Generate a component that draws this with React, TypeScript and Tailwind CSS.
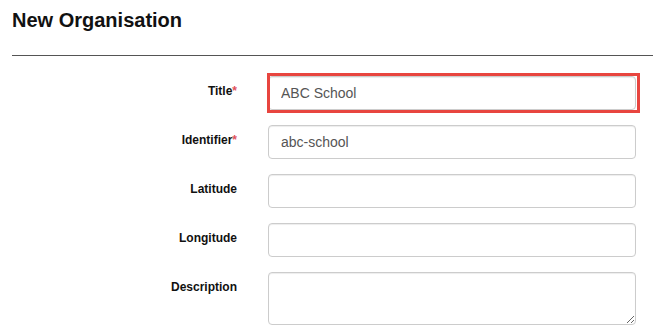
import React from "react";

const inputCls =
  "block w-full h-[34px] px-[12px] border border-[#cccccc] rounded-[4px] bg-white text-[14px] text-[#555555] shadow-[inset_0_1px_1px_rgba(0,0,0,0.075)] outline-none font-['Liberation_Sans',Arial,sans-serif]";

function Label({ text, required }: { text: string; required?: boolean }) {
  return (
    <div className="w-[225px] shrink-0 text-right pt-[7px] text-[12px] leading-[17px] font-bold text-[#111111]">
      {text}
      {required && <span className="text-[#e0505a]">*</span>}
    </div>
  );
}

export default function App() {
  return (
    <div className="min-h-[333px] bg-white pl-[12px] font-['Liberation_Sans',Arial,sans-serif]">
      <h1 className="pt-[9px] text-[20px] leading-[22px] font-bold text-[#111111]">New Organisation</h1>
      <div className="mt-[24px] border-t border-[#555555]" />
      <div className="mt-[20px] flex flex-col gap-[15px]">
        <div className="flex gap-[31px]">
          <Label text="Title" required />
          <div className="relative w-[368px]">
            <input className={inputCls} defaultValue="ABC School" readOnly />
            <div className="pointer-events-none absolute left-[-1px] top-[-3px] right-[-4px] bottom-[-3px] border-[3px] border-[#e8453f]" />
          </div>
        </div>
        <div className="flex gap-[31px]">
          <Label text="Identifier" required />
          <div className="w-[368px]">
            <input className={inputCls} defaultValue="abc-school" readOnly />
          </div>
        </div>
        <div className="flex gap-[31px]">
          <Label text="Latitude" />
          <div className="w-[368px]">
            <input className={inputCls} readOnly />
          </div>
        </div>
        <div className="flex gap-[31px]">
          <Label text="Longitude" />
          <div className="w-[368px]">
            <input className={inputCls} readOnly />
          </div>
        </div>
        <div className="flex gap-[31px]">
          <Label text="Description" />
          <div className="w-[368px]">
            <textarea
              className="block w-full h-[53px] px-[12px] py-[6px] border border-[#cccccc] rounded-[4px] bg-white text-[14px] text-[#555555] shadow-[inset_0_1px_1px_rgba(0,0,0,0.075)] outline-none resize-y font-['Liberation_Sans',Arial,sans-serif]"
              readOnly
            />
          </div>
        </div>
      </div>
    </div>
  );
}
◇ ◇ ◇ ◇ ◇ ◇ ◇
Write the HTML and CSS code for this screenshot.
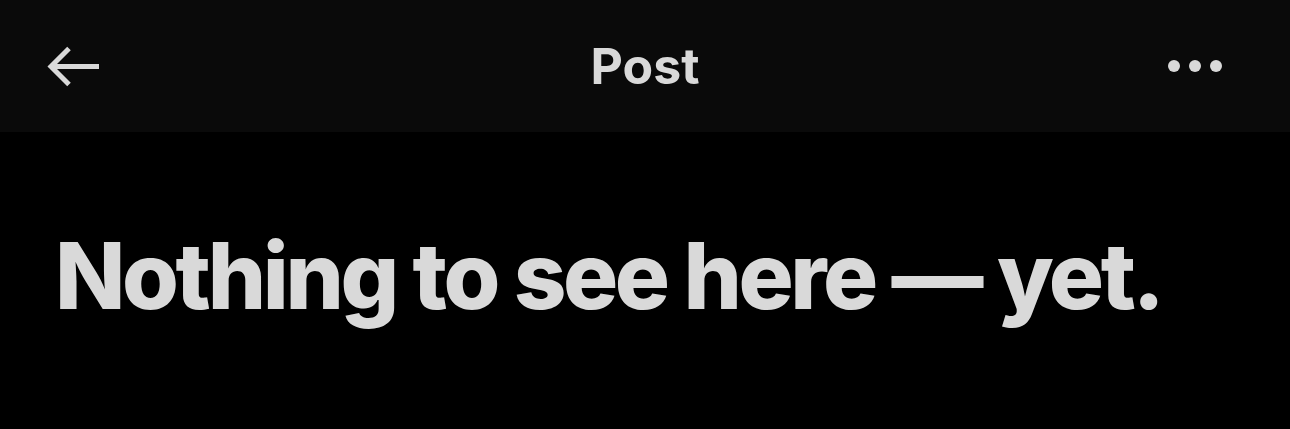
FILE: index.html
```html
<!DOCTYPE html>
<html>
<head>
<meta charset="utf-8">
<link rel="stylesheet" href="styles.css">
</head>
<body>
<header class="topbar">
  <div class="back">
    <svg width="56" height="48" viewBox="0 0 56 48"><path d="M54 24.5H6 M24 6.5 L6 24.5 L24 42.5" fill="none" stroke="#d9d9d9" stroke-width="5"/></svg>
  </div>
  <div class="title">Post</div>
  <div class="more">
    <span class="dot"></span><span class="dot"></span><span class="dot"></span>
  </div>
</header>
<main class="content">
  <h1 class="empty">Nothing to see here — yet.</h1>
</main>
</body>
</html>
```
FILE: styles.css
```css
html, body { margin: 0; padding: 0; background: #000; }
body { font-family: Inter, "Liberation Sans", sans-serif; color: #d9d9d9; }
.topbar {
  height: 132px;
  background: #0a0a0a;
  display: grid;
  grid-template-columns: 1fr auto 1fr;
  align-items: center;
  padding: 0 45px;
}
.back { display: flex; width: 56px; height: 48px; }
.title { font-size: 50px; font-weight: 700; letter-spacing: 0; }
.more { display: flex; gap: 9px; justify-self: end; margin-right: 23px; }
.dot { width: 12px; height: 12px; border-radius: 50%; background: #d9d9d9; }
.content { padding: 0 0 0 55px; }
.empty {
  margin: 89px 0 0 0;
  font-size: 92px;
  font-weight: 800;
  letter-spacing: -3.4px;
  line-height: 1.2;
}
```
◇ ◇ ◇ ◇ ◇ ◇ ◇
Short problem>
Which lines hold the word "this"? Copy every one of them.

Output of the exercise>
Generate a component that draws this with React, TypeScript and Tailwind CSS.
Write the HTML and CSS code for this screenshot.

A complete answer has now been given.